Having written a highly regarded biography of Ella Baker, Barbara Ransby has turned her attention to Eslanda “Essie” Goode Robeson. While acknowledging Eslanda’s identity as Mrs. Paul Robeson from the outset, Ransby seeks to highlight Eslanda’s role as an important political activist in her own right. The author follows the chronological course of Robeson’s life, seeking to highlight key themes and place her subject in historical context. Throughout this journey, Ransby emphasizes Eslanda Robeson’s commitment to confronting racism, ending colonialism, supporting socialism and communism, and advocating for women.

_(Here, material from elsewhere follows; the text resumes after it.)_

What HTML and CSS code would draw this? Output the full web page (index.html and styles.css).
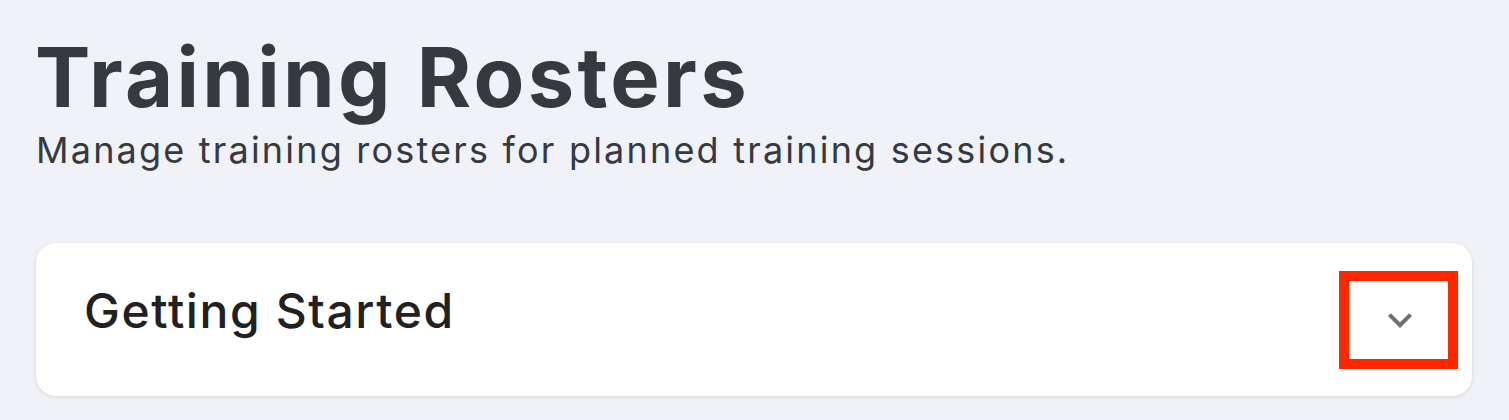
FILE: index.html
```html
<!DOCTYPE html>
<html lang="en">
<head>
<meta charset="utf-8">
<title>Training Rosters</title>
<link rel="stylesheet" href="styles.css">
</head>
<body>
<main class="page">
  <header class="page-header">
    <h1 class="page-title">Training Rosters</h1>
    <p class="page-subtitle">Manage training rosters for planned training sessions.</p>
  </header>
  <section class="card">
    <h2 class="card-title">Getting Started</h2>
    <button class="toggle" type="button" aria-label="Expand">
      <svg class="chevron" width="48" height="48" viewBox="0 0 24 24" fill="currentColor">
        <path d="M16.59 8.59L12 13.17 7.41 8.59 6 10l6 6 6-6z"/>
      </svg>
    </button>
  </section>
</main>
</body>
</html>
```
FILE: styles.css
```css
* { box-sizing: border-box; }
html, body { margin: 0; padding: 0; }
body {
  background: #f1f2f7;
  font-family: "Inter", "Open Sans", "Liberation Sans", sans-serif;
  width: 1509px;
  height: 420px;
  overflow: hidden;
}
.page {
  padding: 27px 37px 0 36px;
}
.page-header {
  display: flex;
  flex-direction: column;
}
.page-title {
  margin: 0 0 0 -1px;
  font-size: 83px;
  line-height: 100px;
  font-weight: 700;
  color: #343a40;
  letter-spacing: 3.3px;
}
.page-subtitle {
  margin: 3px 0 0 0;
  font-size: 36px;
  line-height: 40px;
  font-weight: 400;
  color: #343a40;
  letter-spacing: 2.2px;
}
.card {
  margin-top: 73px;
  height: 153px;
  background: #ffffff;
  border-radius: 20px;
  box-shadow: 0 1px 4px rgba(0, 0, 0, 0.12);
  display: flex;
  align-items: center;
  justify-content: space-between;
  padding: 0 14px 0 48px;
}
.card-title {
  margin: 0 0 18px 0;
  font-size: 48px;
  line-height: 58px;
  font-weight: 500;
  color: #212121;
  letter-spacing: 1.6px;
}
.toggle {
  width: 119px;
  height: 98px;
  border: 10px solid #ff2600;
  background: #ffffff;
  display: flex;
  align-items: center;
  justify-content: center;
  color: #707070;
  padding: 0 0 0 3px;
  margin: 0;
}
.chevron { display: block; }
```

Because Ransby has sought to write a political biography, much of the narrative focuses on Eslanda Robeson’s life from her thirties onward, when she began to develop a greater political consciousness. Through her work on a doctoral degree in anthropology, travels to Africa, connections to activist women, and continued correspondence with important global political figures, Eslanda Robeson articulated an internationalist vision of the black freedom struggle and class struggle and a nascent intersectional theory of black feminism.

In the postwar years, Robeson began to make some of her most important contributions, completing her book African Journey (1946) and becoming a member of the Council on African Affairs. She also became an advocate for women, challenging their exclusion from positions of leadership. Much of Robeson’s activism came through scholarship and journalism. Ransby writes, “[Eslanda] sought to research, understand, and write about changing global realities not as a disinterested scholar or an ostensibly impartial reporter, but as a passionate and engaged historical actor, a scholar-activist, and a radical writer trying to both uncover the truth and influence [End Page 108] the future” (205). In the course of recounting Eslanda Robeson’s political life, Ransby acknowledges the difficulties of explaining some of Robeson’s decisions, particularly her unwavering support of the Soviet Union and the People’s Republic of China.

The relationship between Paul and Eslanda no doubt remains an important one. While Ransby seeks to extricate Eslanda from Paul’s shadow, she also points to the important role Eslanda played in advancing his career, sometimes at the expense of her own, and how the title Mrs. Paul Robeson gave her access to people who otherwise may not have acknowledged her. Because their marriage became strained by Paul’s infidelities, the two came to an agreement to have a non-monogamous relationship and often spent extended periods apart, living “parallel but gently overlapping lives” (142). Consequently, Ransby places greater emphasis on Eslanda and Paul as political allies.

Ransby has a great deal of source material to draw from as her subject “lived a well-preserved life” (8). Bringing together these materials, which are housed in a variety of locations around the globe, Ransby has produced a well-researched political biography. It would be interesting to see the author explore Eslanda Robeson’s gender analysis and comparative global perspective in greater depth to make a stronger case for her subject’s significance as a black internationalist and early theorizer of feminist intersectionality. Still, Ransby has done an excellent job providing a detailed account of Eslanda Robeson’s life and times.